Adding NFC to a closure makes “the final cost very high” says Ferrari. But, he qualifies, “we’re talking about the best technology available today. It’s going to be optimized in terms of cost when higher volumes will bring economy of scale.”
It’s “not only a packaging element, but also a media platform,” he continues. “Consumers interact with it both before purchase and during the whole product lifecycle once at home.” NFC, says Ferrari, is popular with those businesses that want to be on the leading edge of consumer interaction by doing something no one else in their space is currently doing.Closure purveyors say special equipment isn’t typically required for application, as conventional bottling line equipment can be easily adapted to different bottles and closures. “Even small producers usually have hand equipment to handle any change in closure selection at a minimal cost,” says Borges.

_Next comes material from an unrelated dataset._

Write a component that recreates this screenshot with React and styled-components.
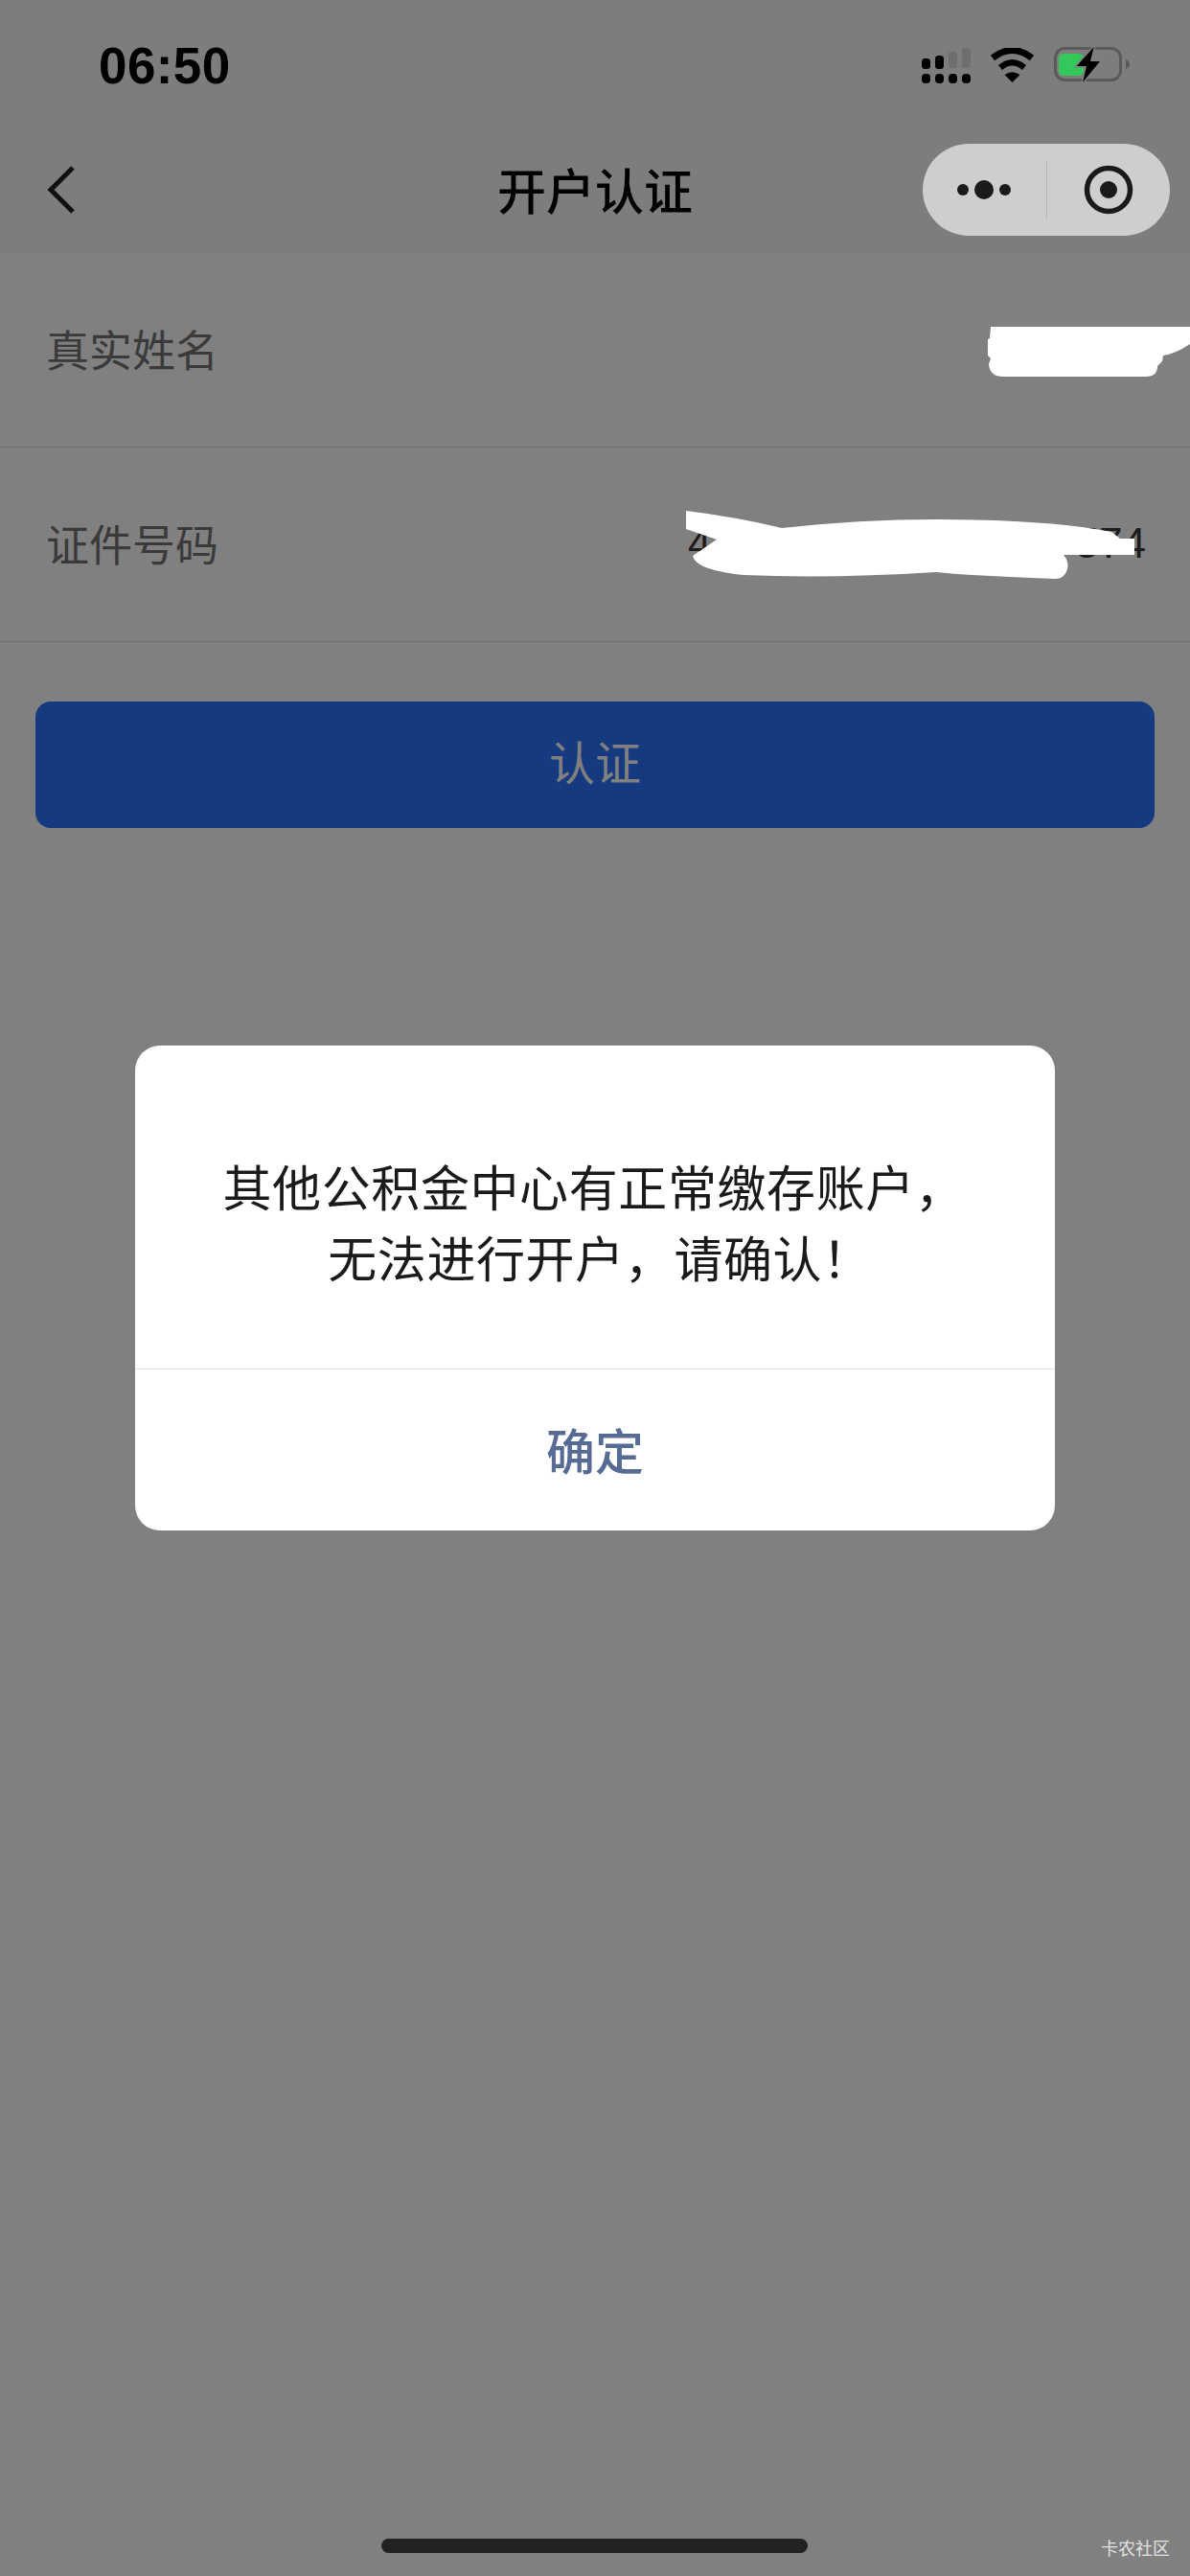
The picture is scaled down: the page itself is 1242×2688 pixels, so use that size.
import React from 'react';
import styled, { createGlobalStyle } from 'styled-components';

const CJK = '"Liberation Sans", "Noto Sans CJK SC", sans-serif';

const GlobalStyle = createGlobalStyle`
  html, body {
    margin: 0;
    padding: 0;
    background: #808080;
  }
  * {
    box-sizing: border-box;
  }
`;

const Page = styled.div`
  position: relative;
  width: 1242px;
  height: 2688px;
  overflow: hidden;
  background: #808080;
  font-family: ${CJK};
`;

const Header = styled.header`
  height: 264px;
  background: #7d7d7d;
`;

const StatusBar = styled.div`
  height: 132px;
  padding: 4px 63px 0 103px;
  display: flex;
  align-items: center;
  justify-content: space-between;
`;

const Time = styled.span`
  font-size: 53px;
  font-weight: 700;
  letter-spacing: 0.4px;
  color: #000;
`;

const StatusIcons = styled.div`
  display: flex;
  align-items: center;
  gap: 20px;
`;

const NavBar = styled.div`
  position: relative;
  height: 132px;
  padding: 0 21px 0 48px;
  display: flex;
  align-items: center;
  justify-content: space-between;
`;

const NavTitle = styled.h1`
  position: absolute;
  left: 0;
  right: 0;
  margin: 0;
  padding-bottom: 3px;
  text-align: center;
  font-size: 51px;
  font-weight: 500;
  font-family: "Noto Sans CJK SC", sans-serif;
  color: #000;
`;

const Capsule = styled.div`
  width: 258px;
  height: 96px;
  border-radius: 48px;
  background: #cecece;
  display: grid;
  grid-template-columns: 1fr 1px 1fr;
  align-items: center;
  justify-items: center;
`;

const CapsuleDivider = styled.span`
  width: 1px;
  height: 60px;
  background: #b4b4b4;
`;

const Row = styled.div`
  position: relative;
  height: 203px;
  padding: 0 46px 3px 48px;
  border-bottom: 1px solid #6f6f6f;
  display: flex;
  align-items: center;
  justify-content: space-between;
`;

const Label = styled.span`
  font-size: 45px;
  color: #3a3a3a;
`;

const Value = styled.span`
  width: 478px;
  display: flex;
  justify-content: space-between;
  font-size: 44px;
  color: #1c1c1c;
`;

const Redaction = styled.svg`
  position: absolute;
  right: 0;
  top: ${(p) => p.$top}px;
`;

const SubmitButton = styled.button`
  display: block;
  width: 1168px;
  height: 132px;
  margin: 62px 0 0 37px;
  padding: 0 0 10px;
  border: 0;
  border-radius: 16px;
  background: #153a7f;
  color: #808080;
  font-family: ${CJK};
  font-size: 48px;
`;

const Mask = styled.div`
  position: absolute;
  inset: 0;
  display: flex;
  align-items: center;
  justify-content: center;
`;

const Dialog = styled.div`
  width: 960px;
  height: 506px;
  border-radius: 26px;
  background: #fff;
  display: flex;
  flex-direction: column;
  overflow: hidden;
`;

const DialogBody = styled.div`
  flex: 1;
  padding-top: 38px;
  border-bottom: 1px solid #e4e4e4;
  display: flex;
  flex-direction: column;
  align-items: center;
  justify-content: center;
  font-size: 51px;
  line-height: 74px;
  letter-spacing: 0.6px;
  color: #1a1a1a;
`;

const DialogLine = styled.div`
  margin-left: ${(p) => p.$nudge}px;
`;

const DialogAction = styled.div`
  height: 168px;
  padding-bottom: 3px;
  display: flex;
  align-items: center;
  justify-content: center;
  font-size: 51px;
  font-weight: 500;
  font-family: "Noto Sans CJK SC", sans-serif;
  color: #576b95;
`;

const HomeBar = styled.div`
  position: absolute;
  left: 398px;
  top: 2649px;
  width: 445px;
  height: 15px;
  border-radius: 8px;
  background: #222;
`;

const Watermark = styled.span`
  position: absolute;
  right: 21px;
  top: 2645px;
  font-size: 18px;
  color: #e2e2e2;
`;

function SignalIcon() {
  return (
    <svg width="51" height="37" viewBox="0 0 51 37">
      <rect x="0" y="11" width="9" height="11" rx="3.5" fill="#000" />
      <rect x="14" y="8" width="9" height="14" rx="3.5" fill="#000" />
      <rect x="28" y="4" width="9" height="17" rx="3" fill="#6e6e6e" />
      <rect x="42" y="0" width="9" height="21" rx="3" fill="#6e6e6e" />
      {[0, 14, 28, 42].map((x) => (
        <rect key={x} x={x} y="27" width="9" height="10" rx="4" fill="#000" />
      ))}
    </svg>
  );
}

function WifiIcon() {
  return (
    <svg width="47" height="36" viewBox="0 0 47 36">
      <path d="M3 10.5 Q23.5 -5.5 44 10.5" fill="none" stroke="#000" strokeWidth="7" />
      <path d="M11 20.5 Q23.5 10 36 20.5" fill="none" stroke="#000" strokeWidth="6.5" />
      <path d="M15.5 28 Q23.5 22.5 31.5 28 L23.5 36 Z" fill="#000" />
    </svg>
  );
}

function BatteryIcon() {
  return (
    <svg width="79" height="38" viewBox="0 0 79 38">
      <rect x="1.5" y="1.5" width="68" height="33" rx="10" fill="none" stroke="#5a5a5a" strokeWidth="3" />
      <rect x="5" y="7" width="26" height="23" rx="5" fill="#34c759" />
      <path d="M75 13 Q79 15 79 18 Q79 21 75 23 Z" fill="#5a5a5a" />
      <path
        d="M41.7 0 L23.7 20 L34 20 L30 37 L48 15 L38 15 Z"
        fill="#000"
        stroke="#808080"
        strokeWidth="3"
        paintOrder="stroke"
      />
    </svg>
  );
}

function BackIcon() {
  return (
    <svg width="32" height="52" viewBox="0 0 32 52">
      <path d="M28 3 L5 26 L28 49" fill="none" stroke="#111" strokeWidth="5" />
    </svg>
  );
}

function MoreIcon() {
  return (
    <svg width="56" height="20" viewBox="0 0 56 20">
      <circle cx="6" cy="10" r="6" fill="#1a1a1a" />
      <circle cx="28" cy="10" r="10" fill="#1a1a1a" />
      <circle cx="50" cy="10" r="6" fill="#1a1a1a" />
    </svg>
  );
}

function TargetIcon() {
  return (
    <svg width="52" height="52" viewBox="0 0 52 52">
      <circle cx="26" cy="26" r="22.5" fill="none" stroke="#1a1a1a" strokeWidth="5.5" />
      <circle cx="26" cy="26" r="9" fill="#1a1a1a" />
    </svg>
  );
}

export default function App() {
  return (
    <Page>
      <GlobalStyle />
      <Header>
        <StatusBar>
          <Time>06:50</Time>
          <StatusIcons>
            <SignalIcon />
            <WifiIcon />
            <BatteryIcon />
          </StatusIcons>
        </StatusBar>
        <NavBar>
          <BackIcon />
          <NavTitle>开户认证</NavTitle>
          <Capsule>
            <MoreIcon />
            <CapsuleDivider />
            <TargetIcon />
          </Capsule>
        </NavBar>
      </Header>
      <Row>
        <Label>真实姓名</Label>
        <Redaction $top={77} width="211" height="53" viewBox="0 0 211 53">
          <path
            d="M3 0 H211 V18 Q196 28 183 30 L182 36 L177 41 Q177 52 165 52 H16 Q2 52 1 39 L3 33 L0 30 V13 L2 12 Z"
            fill="#fff"
          />
        </Redaction>
      </Row>
      <Row>
        <Label>证件号码</Label>
        <Value>
          <span>47</span>
          <span>574</span>
        </Value>
        <Redaction $top={66} width="526" height="72" viewBox="0 0 526 72">
          <path
            d="M0 0 Q50 6 100 18 Q180 9 261 9 Q380 9 444 22 L453 29 H468 V46 H394 Q400 53 398 61 Q395 71 385 71 Q300 68 261 64 Q150 71 60 67 Q10 62 7 47 L32 30 L0 19 Z"
            fill="#fff"
          />
        </Redaction>
      </Row>
      <SubmitButton>认证</SubmitButton>
      <Mask>
        <Dialog>
          <DialogBody>
            <DialogLine $nudge={-3}>其他公积金中心有正常缴存账户，</DialogLine>
            <DialogLine $nudge={10}>无法进行开户，请确认！</DialogLine>
          </DialogBody>
          <DialogAction>确定</DialogAction>
        </Dialog>
      </Mask>
      <HomeBar />
      <Watermark>卡农社区</Watermark>
    </Page>
  );
}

“Even single-bottle hand application is an option.” If and when special equipment is needed, says Heinreich, Nimblejack helps producers finance the necessary equipment (contingent on the volume of closures being ordered annually).
Closure choice can also depend on whether the tipple is carbonated. “It’s all about maintaining a proper seal to prevent unwanted oxygen exposure and/or fluids from being pushed out from back-pressure inside a bottle,” says Don J. Huffman, director of wine quality and sales North America for Vinventions USA. “Sparkling [beverages have] a couple of corks options: 100% cork bark, agglomerated cork—composed of cork and glue—plastic stoppers, and of course crown caps. In most cases, these beverages require a wire hood and that can add additional security to the closure. A traditional finished cork or even a standard screwcap cannot handle pressure of a sparking beverage.”
Crown caps, screwcaps, micro-agglomerated closures, and aluminum cans are all options for beverages with less than 3 to 4 bars of pressure, says Borges referring to the metric measurement for internal pressure. Sparkling wine, for example, typically has a minimum three bars of pressure. French Champagne is typically six (or more) bars.
In some instances “screw caps with specific liners can also be used for sparkling wines, carbonated water, or beer,” adds Necheva. Herti, for example, produces Saranex and Tin-saran screw cap closures that ensure air tightness and help control the oxygen transfer rate.
Making a comeback
A closure poised for a relaunch in the U.S. market is the Zork SPK, a resealable closure designed for most carbonated beverages, says Papillon Erreca, general manager of Brick Packaging, which will be distributing the Australian closure in the North American market.
The closure consists of a button-seal to hold pressure, a foil gas barrier to prevent issues such as oxidation, a collet, and a locking cap. Once open, the consumer can depress the button into the cap such that the closure reseals. Erreca says it’s ideal for beverages consumers will want to enjoy some of now and re-seal for later, as it retains the carbonation in the bottle for several weeks. Yellow Tail Bubbles uses Zorks for all its sparkling wine production.
“For several years, the [Zork] closure wasn’t readily available in North America due to the lack of availability of the compatible bottle neck finish,” says Marc R. Kauffman, director for Novatwist Closures. “Now, however, several bottle producers are supplying the proper bottle.”
Ultimately, a producer must select a closure that both resonates with their target consumer and reflects their brand. Working closely with a knowledgeable supplier can refresh your brand, establish its personality, and attract the consumers you’re trying to reach.